近年では、この日を機に日本酒の魅力を広める取り組みが各地で行われています。今年も全国の酒蔵や飲食店が趣向を凝らしたイベントを準備しています。東京や京都などの都市部では試飲会や蔵元との交流イベントが予定され、地方都市では地域色を活かした酒祭りや利き酒ラリーも開催されます。さらにオンラインでも蔵元とつなぐリモート試飲会や、日本酒と料理のペアリング体験企画が予定され、コロナ禍を経て定着した「デジタルでの日本酒体験」も健在です。今年は特に若い世代へのアプローチが重視され、SNS連動のキャンペーンや、音楽・アートと組み合わせたイベントが注目を集めています。

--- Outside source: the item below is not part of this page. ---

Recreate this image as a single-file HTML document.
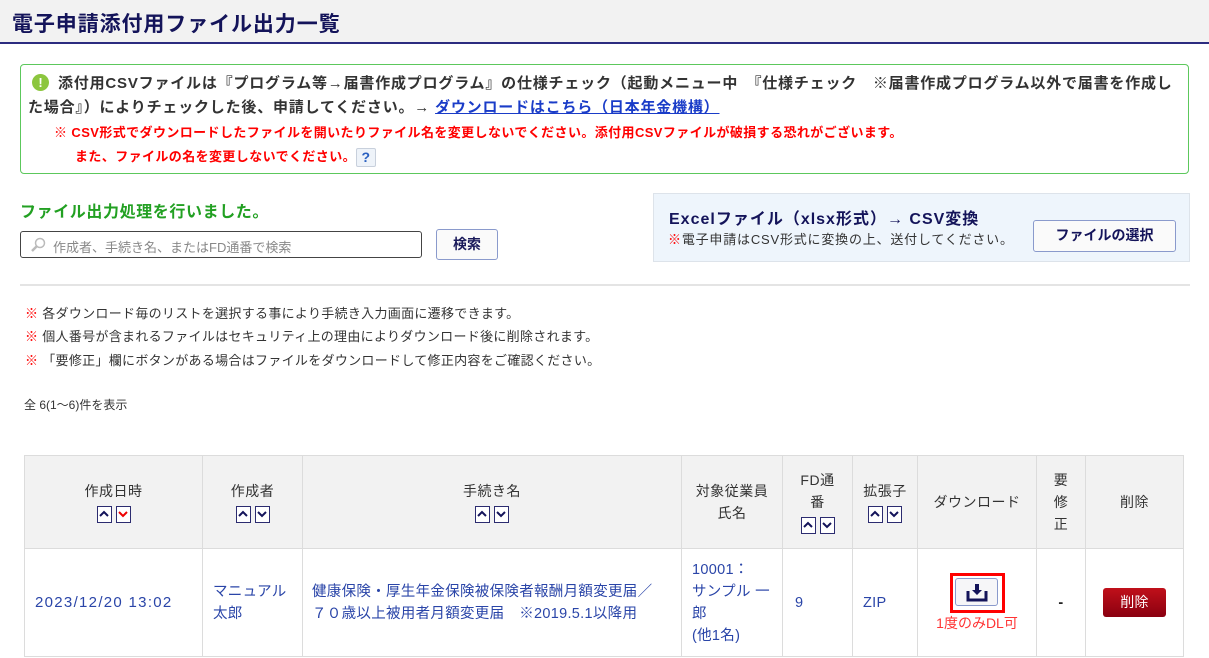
<!DOCTYPE html>
<html><head><meta charset="utf-8"><style>
*{margin:0;padding:0;box-sizing:border-box}
body{width:1209px;height:658px;overflow:hidden;background:#fff;font-family:"Liberation Sans","Noto Sans CJK JP",sans-serif;color:#333;position:relative}
.a{position:absolute;white-space:nowrap}
.hdr{left:0;top:0;width:1209px;height:44px;background:#f2f2f2;border-bottom:2px solid #2c2c80}
.title{left:12px;top:8px;font-size:21px;letter-spacing:0.9px;font-weight:bold;color:#14145a}
.gbox{left:20px;top:64px;width:1169px;height:110px;border:1px solid #5cc85c;border-radius:4px}
.l1{font-size:15px;font-weight:bold;color:#333;letter-spacing:0.8px}
.red{color:#f00;font-size:13px;font-weight:bold;letter-spacing:0.4px}
.excl{display:inline-block;width:17px;height:17px;border-radius:50%;background:#8cc63e;color:#fff;text-align:center;font-size:13px;line-height:17px;vertical-align:1px;margin-right:9px;letter-spacing:0}
a{color:#1a3cc8;text-decoration:underline}
.q{display:inline-block;width:20px;height:19px;border:1px solid #c8d0dc;background:#eef3f9;color:#2a60c0;font-size:14px;line-height:17px;text-align:center;border-radius:2px;vertical-align:middle}
.sort{display:inline-block;width:15px;height:17px;border:1.5px solid #2c2c70;background:#fff;margin:0 2px;vertical-align:middle;position:relative}
.sort svg{position:absolute;left:1px;top:2px}
.note{font-size:13px;letter-spacing:0.3px}
table{position:absolute;left:24px;top:455px;border-collapse:collapse;width:1160px;font-size:14px}
th,td{border:1px solid #dcdcdc;text-align:center;vertical-align:middle}
th{background:#f2f2f2;font-weight:normal;color:#333;height:93px;line-height:22px;letter-spacing:0.5px}
td{height:108px;color:#2a45a8;line-height:22px;letter-spacing:0.3px;font-size:14.5px}
</style></head><body>
<div class="a hdr"></div>
<div class="a title">電子申請添付用ファイル出力一覧</div>
<div class="a gbox"></div>
<div class="a l1" style="left:32px;top:72px"><span class="excl">!</span>添付用CSVファイルは『プログラム等→届書作成プログラム』の仕様チェック（起動メニュー中　『仕様チェック　※届書作成プログラム以外で届書を作成し</div>
<div class="a l1" style="left:28px;top:96px">た場合』）によりチェックした後、申請してください。→ <a>ダウンロードはこちら（日本年金機構）</a></div>
<div class="a red" style="left:54px;top:122px">※ CSV形式でダウンロードしたファイルを開いたりファイル名を変更しないでください。添付用CSVファイルが破損する恐れがございます。</div>
<div class="a red" style="left:75px;top:146px">また、ファイルの名を変更しないでください。<span class="q">?</span></div>

<div class="a" style="left:20px;top:198px;font-size:16px;font-weight:bold;color:#22a022;letter-spacing:0.6px">ファイル出力処理を行いました。</div>
<div class="a" style="left:20px;top:231px;width:402px;height:27px;border:1px solid #444;border-radius:3px;font-size:13px;color:#888;padding:5px 0 0 32px">作成者、手続き名、またはFD通番で検索
<svg style="position:absolute;left:9px;top:5px" width="16" height="16" viewBox="0 0 16 16"><circle cx="10" cy="6" r="4.5" fill="none" stroke="#bbb" stroke-width="1.5"/><line x1="7" y1="9" x2="2" y2="14" stroke="#bbb" stroke-width="2.5"/></svg></div>
<div class="a" style="left:436px;top:229px;width:62px;height:31px;border:1.5px solid #8a9acc;border-radius:3px;background:#fafafa;text-align:center;line-height:28px;font-size:14px;font-weight:bold;color:#1a1a5a">検索</div>

<div class="a" style="left:653px;top:193px;width:537px;height:69px;background:#eef5fc;border:1px solid #dde3ea"></div>
<div class="a" style="left:669px;top:205px;font-size:16px;font-weight:bold;color:#14145a;letter-spacing:1px">Excelファイル（xlsx形式）→ CSV変換</div>
<div class="a" style="left:668px;top:229px;font-size:13px;color:#333;letter-spacing:0.8px"><span style="color:#f00;font-weight:bold">※</span>電子申請はCSV形式に変換の上、送付してください。</div>
<div class="a" style="left:1033px;top:220px;width:143px;height:32px;border:1.5px solid #8a9acc;border-radius:3px;background:#fafafa;text-align:center;line-height:29px;font-size:14px;font-weight:bold;color:#14145a">ファイルの選択</div>

<div class="a" style="left:20px;top:284px;width:1170px;height:2px;background:#e4e4e4"></div>
<div class="a note" style="left:25px;top:303px"><span style="color:#f00;font-weight:bold">※</span> 各ダウンロード毎のリストを選択する事により手続き入力画面に遷移できます。</div>
<div class="a note" style="left:25px;top:326px"><span style="color:#f00;font-weight:bold">※</span> 個人番号が含まれるファイルはセキュリティ上の理由によりダウンロード後に削除されます。</div>
<div class="a note" style="left:25px;top:350px"><span style="color:#f00;font-weight:bold">※</span> 「要修正」欄にボタンがある場合はファイルをダウンロードして修正内容をご確認ください。</div>
<div class="a" style="left:24px;top:396px;font-size:12px">全 6(1～6)件を表示</div>

<table>
<tr>
<th style="width:178px">作成日時<br><span class="sort"><svg width="10" height="10"><path d="M1 7 L5 3 L9 7" fill="none" stroke="#14145a" stroke-width="2"/></svg></span><span class="sort"><svg width="10" height="10"><path d="M1 3 L5 7 L9 3" fill="none" stroke="#e00" stroke-width="2"/></svg></span></th>
<th style="width:100px">作成者<br><span class="sort"><svg width="10" height="10"><path d="M1 7 L5 3 L9 7" fill="none" stroke="#14145a" stroke-width="2"/></svg></span><span class="sort"><svg width="10" height="10"><path d="M1 3 L5 7 L9 3" fill="none" stroke="#14145a" stroke-width="2"/></svg></span></th>
<th style="width:379px">手続き名<br><span class="sort"><svg width="10" height="10"><path d="M1 7 L5 3 L9 7" fill="none" stroke="#14145a" stroke-width="2"/></svg></span><span class="sort"><svg width="10" height="10"><path d="M1 3 L5 7 L9 3" fill="none" stroke="#14145a" stroke-width="2"/></svg></span></th>
<th style="width:101px">対象従業員<br>氏名</th>
<th style="width:70px">FD通<br>番<br><span class="sort"><svg width="10" height="10"><path d="M1 7 L5 3 L9 7" fill="none" stroke="#14145a" stroke-width="2"/></svg></span><span class="sort"><svg width="10" height="10"><path d="M1 3 L5 7 L9 3" fill="none" stroke="#14145a" stroke-width="2"/></svg></span></th>
<th style="width:65px">拡張子<br><span class="sort"><svg width="10" height="10"><path d="M1 7 L5 3 L9 7" fill="none" stroke="#14145a" stroke-width="2"/></svg></span><span class="sort"><svg width="10" height="10"><path d="M1 3 L5 7 L9 3" fill="none" stroke="#14145a" stroke-width="2"/></svg></span></th>
<th style="width:119px">ダウンロード</th>
<th style="width:49px">要<br>修<br>正</th>
<th>削除</th>
</tr>
<tr>
<td style="letter-spacing:1.3px;font-size:15px;text-align:left;padding-left:10px">2023/12/20 13:02</td>
<td style="text-align:left;padding-left:10px">マニュアル<br>太郎</td>
<td style="text-align:left;padding-left:9px">健康保険・厚生年金保険被保険者報酬月額変更届／<br>７０歳以上被用者月額変更届　※2019.5.1以降用</td>
<td style="text-align:left;padding-left:10px">10001：<br>サンプル 一<br>郎<br>(他1名)</td>
<td style="text-align:left;padding-left:12px">9</td>
<td style="text-align:left;padding-left:10px">ZIP</td>
<td><div style="display:inline-block;width:55px;height:40px;border:3px solid #f00;padding:2px;vertical-align:middle"><div style="width:43px;height:28px;border:1.5px solid #8a9acc;border-radius:3px;background:#f6f6f8;position:relative"><svg style="position:absolute;left:10px;top:3px" width="22" height="20" viewBox="0 0 22 20"><path d="M2 9 V18 H20 V9" fill="none" stroke="#14145a" stroke-width="3"/><path d="M9 2 H13 V8 H16 L11 13 L6 8 H9 Z" fill="#14145a"/></svg></div></div><div style="color:#f33;font-size:14px;line-height:18px;margin-top:1px;letter-spacing:0">1度のみDL可</div></td>
<td style="color:#222;font-weight:bold">-</td>
<td><div style="display:inline-block;width:63px;height:29px;background:linear-gradient(#c0101a,#8a0010);border-radius:3px;color:#fff;line-height:29px;font-size:14px">削除</div></td>
</tr>
</table>
</body></html>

過去の「日本酒の日」にも、話題を呼んだ出来事が少なくありません。2015年には全国の酒蔵が同時刻に一斉乾杯を呼びかける「全国一斉日本酒で乾杯!」キャンペーンが行われ、大きな広がりを見せました。また、近年では「メガネの日」と同じ10月1日であることにちなみ、「メガネ専用」と名付けたユニークな日本酒が発売され、SNSを中心に話題になりました。これらは「日本酒の日」がまだ広く知られていない中で、人々に関心を持たせる工夫の一例といえるでしょう。

しかし、フランスワインの「ボージョレ・ヌーヴォー解禁日」と比べると、その知名度は依然として高いとはいえません。ボージョレが国を挙げた輸出戦略やメディアの徹底した情報発信を背景に、季節の一大イベントとして根付いたのに対し、「日本酒の日」は広報のスケールも限られてきました。また、日本酒は種類や飲み方が多様であるため「統一的な楽しみ方」を打ち出しにくい点も普及の難しさにつながっています。

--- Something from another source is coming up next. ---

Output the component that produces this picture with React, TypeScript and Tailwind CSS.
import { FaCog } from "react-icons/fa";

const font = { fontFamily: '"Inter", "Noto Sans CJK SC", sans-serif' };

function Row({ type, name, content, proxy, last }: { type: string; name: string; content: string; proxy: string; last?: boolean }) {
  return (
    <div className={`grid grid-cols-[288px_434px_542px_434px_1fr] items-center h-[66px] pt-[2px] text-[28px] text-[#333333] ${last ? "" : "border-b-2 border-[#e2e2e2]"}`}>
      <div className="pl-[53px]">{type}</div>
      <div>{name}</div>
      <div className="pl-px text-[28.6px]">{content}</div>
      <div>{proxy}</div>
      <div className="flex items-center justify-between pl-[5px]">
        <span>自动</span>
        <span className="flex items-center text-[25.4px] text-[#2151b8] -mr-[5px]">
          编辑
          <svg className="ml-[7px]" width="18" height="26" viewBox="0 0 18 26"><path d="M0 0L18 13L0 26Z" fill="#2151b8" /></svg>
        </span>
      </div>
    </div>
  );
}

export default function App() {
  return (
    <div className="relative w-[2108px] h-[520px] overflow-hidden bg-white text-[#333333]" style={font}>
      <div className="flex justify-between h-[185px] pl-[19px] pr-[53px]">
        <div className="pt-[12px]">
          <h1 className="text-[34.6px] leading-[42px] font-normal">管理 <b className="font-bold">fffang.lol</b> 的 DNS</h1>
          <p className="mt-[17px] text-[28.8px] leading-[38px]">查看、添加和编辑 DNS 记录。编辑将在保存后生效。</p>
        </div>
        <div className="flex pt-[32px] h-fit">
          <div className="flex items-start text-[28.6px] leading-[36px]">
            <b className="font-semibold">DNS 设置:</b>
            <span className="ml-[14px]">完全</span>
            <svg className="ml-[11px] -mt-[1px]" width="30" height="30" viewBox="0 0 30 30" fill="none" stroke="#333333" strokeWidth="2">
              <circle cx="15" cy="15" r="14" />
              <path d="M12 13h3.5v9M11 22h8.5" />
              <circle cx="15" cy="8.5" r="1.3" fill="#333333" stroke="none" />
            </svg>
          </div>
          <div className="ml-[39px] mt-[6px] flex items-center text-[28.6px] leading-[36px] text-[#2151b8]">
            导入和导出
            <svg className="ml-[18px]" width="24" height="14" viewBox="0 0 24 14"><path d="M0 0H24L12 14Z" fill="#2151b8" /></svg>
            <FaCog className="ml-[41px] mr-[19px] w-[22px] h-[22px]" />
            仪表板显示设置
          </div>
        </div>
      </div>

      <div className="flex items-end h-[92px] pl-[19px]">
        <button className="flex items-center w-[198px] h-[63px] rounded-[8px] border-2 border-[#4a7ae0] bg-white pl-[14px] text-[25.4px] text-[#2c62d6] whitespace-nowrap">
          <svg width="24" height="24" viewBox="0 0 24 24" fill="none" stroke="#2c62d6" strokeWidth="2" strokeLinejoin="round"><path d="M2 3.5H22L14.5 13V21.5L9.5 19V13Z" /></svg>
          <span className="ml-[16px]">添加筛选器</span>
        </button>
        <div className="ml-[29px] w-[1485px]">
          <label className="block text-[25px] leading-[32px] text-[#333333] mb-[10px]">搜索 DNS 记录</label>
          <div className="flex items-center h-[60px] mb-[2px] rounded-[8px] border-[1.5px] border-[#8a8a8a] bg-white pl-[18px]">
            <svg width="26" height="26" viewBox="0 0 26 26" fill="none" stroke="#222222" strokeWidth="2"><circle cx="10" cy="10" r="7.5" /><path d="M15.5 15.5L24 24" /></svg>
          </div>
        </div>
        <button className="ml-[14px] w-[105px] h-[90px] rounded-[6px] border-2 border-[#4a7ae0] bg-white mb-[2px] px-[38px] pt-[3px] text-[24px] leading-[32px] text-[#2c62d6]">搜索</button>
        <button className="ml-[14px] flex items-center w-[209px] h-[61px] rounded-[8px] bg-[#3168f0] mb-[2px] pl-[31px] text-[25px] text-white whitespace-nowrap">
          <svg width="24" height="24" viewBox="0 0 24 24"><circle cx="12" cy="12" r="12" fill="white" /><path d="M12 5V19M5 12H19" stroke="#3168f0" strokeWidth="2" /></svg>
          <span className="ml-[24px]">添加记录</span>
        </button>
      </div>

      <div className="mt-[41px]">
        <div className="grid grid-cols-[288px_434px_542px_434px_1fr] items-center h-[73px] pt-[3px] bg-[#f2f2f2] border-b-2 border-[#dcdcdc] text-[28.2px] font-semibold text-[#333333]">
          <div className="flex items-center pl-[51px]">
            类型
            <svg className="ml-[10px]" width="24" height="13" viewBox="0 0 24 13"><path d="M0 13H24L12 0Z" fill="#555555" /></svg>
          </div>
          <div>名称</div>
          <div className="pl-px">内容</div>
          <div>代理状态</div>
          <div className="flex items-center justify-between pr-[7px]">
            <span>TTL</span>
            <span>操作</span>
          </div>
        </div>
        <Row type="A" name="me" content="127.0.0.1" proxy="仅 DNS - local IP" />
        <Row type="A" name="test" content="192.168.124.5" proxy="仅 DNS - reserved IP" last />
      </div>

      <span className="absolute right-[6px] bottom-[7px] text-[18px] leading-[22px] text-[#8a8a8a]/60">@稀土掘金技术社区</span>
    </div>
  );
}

本来、「日本酒の日」は新米を使った仕込みが始まる「仕事始めの日」であり、新酒を並べる解禁イベントではありません。けれども、秋の訪れを告げるこの時期は、ちょうど「ひやおろし」が旬を迎え、さらに旧暦9月9日の「重陽の節句」にも近いことから、熟成を経て味わいが深まり、燗にすると一層映える酒の魅力を伝える絶好のタイミングです。新たに仕込み始める期待感と、前年に仕込まれた酒の円熟を楽しむ喜びが重なる時期こそ、まさに日本酒文化の奥行きを示すものといえるでしょう。市場にとっても、秋から冬にかけての熟成酒を戦略的に打ち出し、食文化と結びつけて広めていく大きなチャンスを秘めています。

しかし現状を見ると、「日本酒の日」の知名度は全国でわずか5%にとどまるとされ、制定から40年以上を経た今も、愛好家や関係者のあいだでの小さな祭りにとどまっているのが実情です。残念ながら、その間に国内市場は縮小を続け、若い世代や海外市場への訴求も十分とはいえません。つまり業界の枠を超えて、一般消費者を巻き込む「共通体験」としての魅力を打ち出せなければ、市場の尻すぼみを食い止める力を発揮できないのです。

そのためには、「立春朝搾り」のように全国規模で統一された分かりやすい仕掛けをつくり出すことが求められます。例えば、10月1日に合わせて「全国一斉ふるまい酒」を実施し、参加者には、インターネット上で投票や交流ができる「日本酒SNS」に招待するなどというシステムを作ってみてはどうでしょうか。デジタル時代にふさわしい双方向型の企画を取り入れることで、単なる飲酒の記念日から「みんなで参加し、語り合い、日本酒を再発見する日」へと進化させることもできるのではないでしょうか。

酒蔵の仕事始めの日としての原点を大切にしつつ、旬の「ひやおろし」や燗酒文化を前面に打ち出し、さらに全国の消費者がオンライン・オフラインを問わず一斉に参加できる仕掛けを組み合わせること。そうした工夫が積み重なって初めて、「日本酒の日」は伝統の継承だけにとどまらず、新しい市場を切り開く力を持つ一大行事へと成長していくのではないでしょうか。